I went straight down to the dealers' room after the talk and bought the only book I could see with her name on it - Synners.

We walked round the lake for dinner, back at the World Bar, where the girl behind the bar asked us if we were enjoying our weekend. She said she'd seen a few people with Con badges coming over, some in costume, so she was aware something was going on at the other side of the lake.

The last part of the evening was a world premiere! The performers were Pauline Haas on concert harp, and Thomas Bloch on three of the strangest instruments I've ever seen. They were the ondes Martenot (invented in 1919 by a wireless operator who wanted an instrument which could reproduce the sort of sounds a radio makes when you're trying to tune into something), the glass harmonica, which is 37 glass bowls, carefully graded to give different notes, on a revolving spindle - the principle is like rubbing your finger round the rim of a wine glass.
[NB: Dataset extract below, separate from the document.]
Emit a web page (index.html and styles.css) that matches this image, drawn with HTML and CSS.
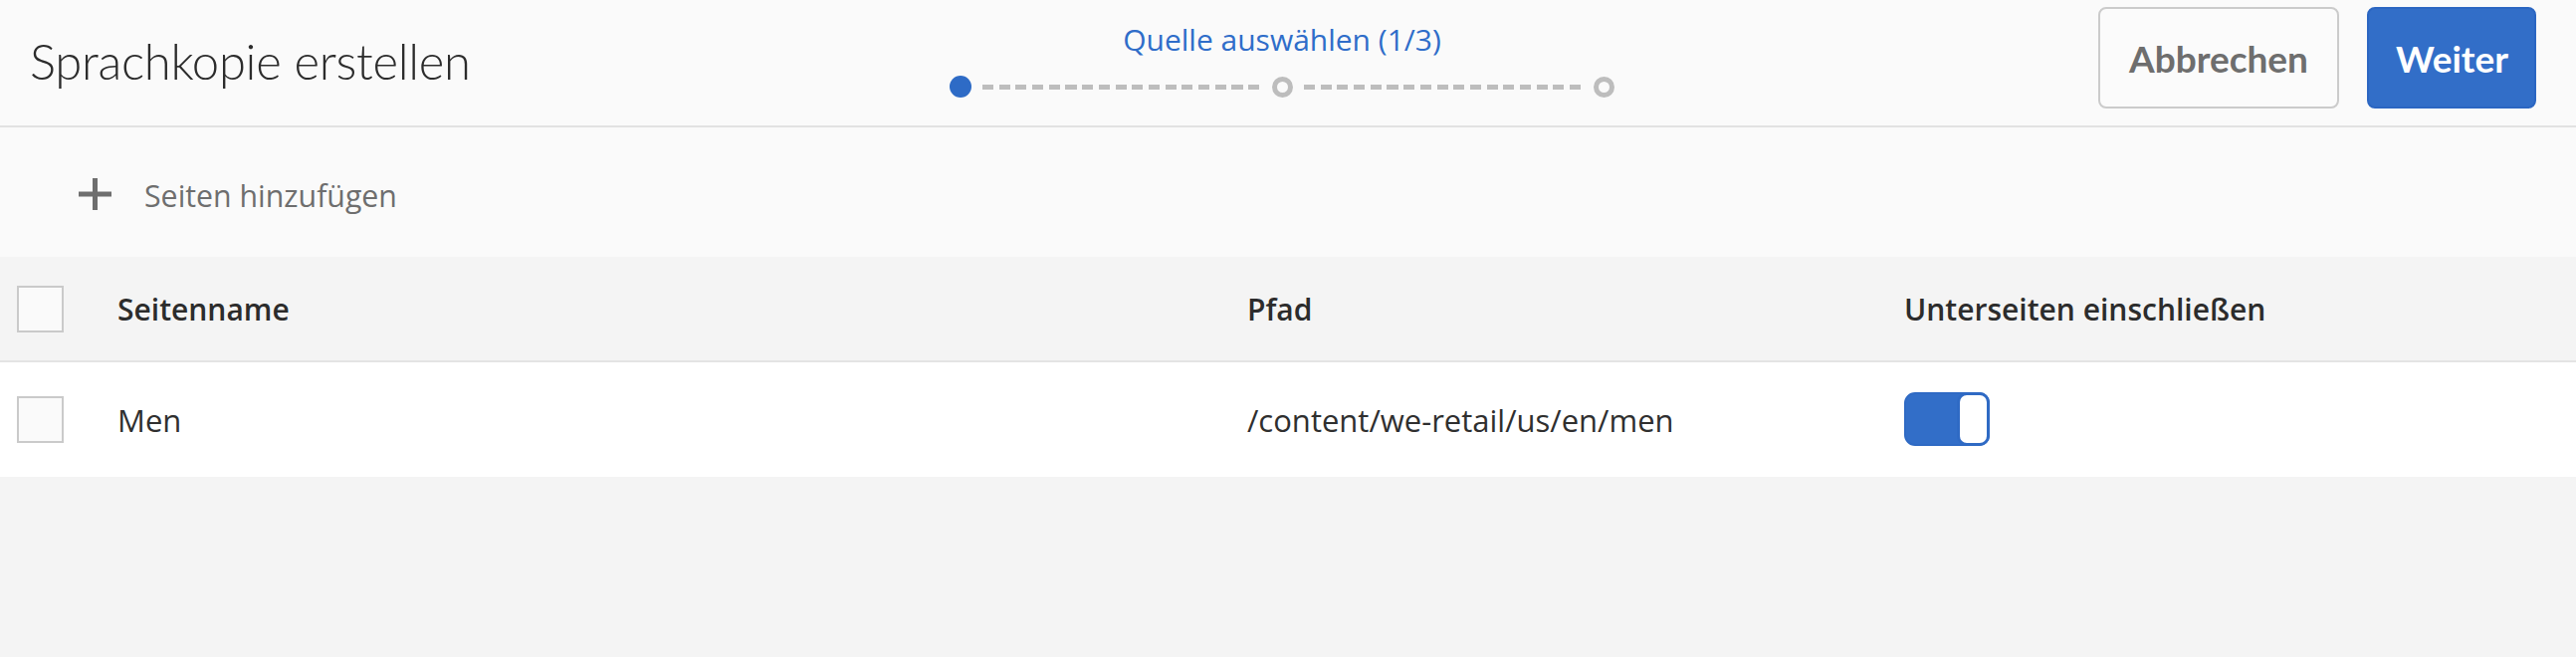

This one is the oldest instrument, invented by Benjamin Franklin, and some classical music has been composed for it. And then there's the cristal Baschet, invented in 1952 to make electronic type noises acoustically - there are glass rods and an odd shaped gong. Basically, it makes the sort of sounds that were popular for 1950s SF B movie soundtracks.
It was a fascinating recital, with classical pieces, and film and TV scores - including the world premiere of the music for Blade Runner 2049 (though the film is not yet out, so the music may change between now and then). TV music included Twin Peaks, Being Human and Monk. Films were Chant d'Atalyante, The Elephant Man, Harry Potter and the Philosopher's Stone, Twenty Thousand Leagues Under the Sea, Fellini's Casanova and The Fifth Element, and Pauline Haas also played one of her own compositions, La Lyre d'Ys.
I bought Thomas Bloch's CD afterwards, and they were also signing pieces of sheet music for donations to the Con charity, Afghan Mothers.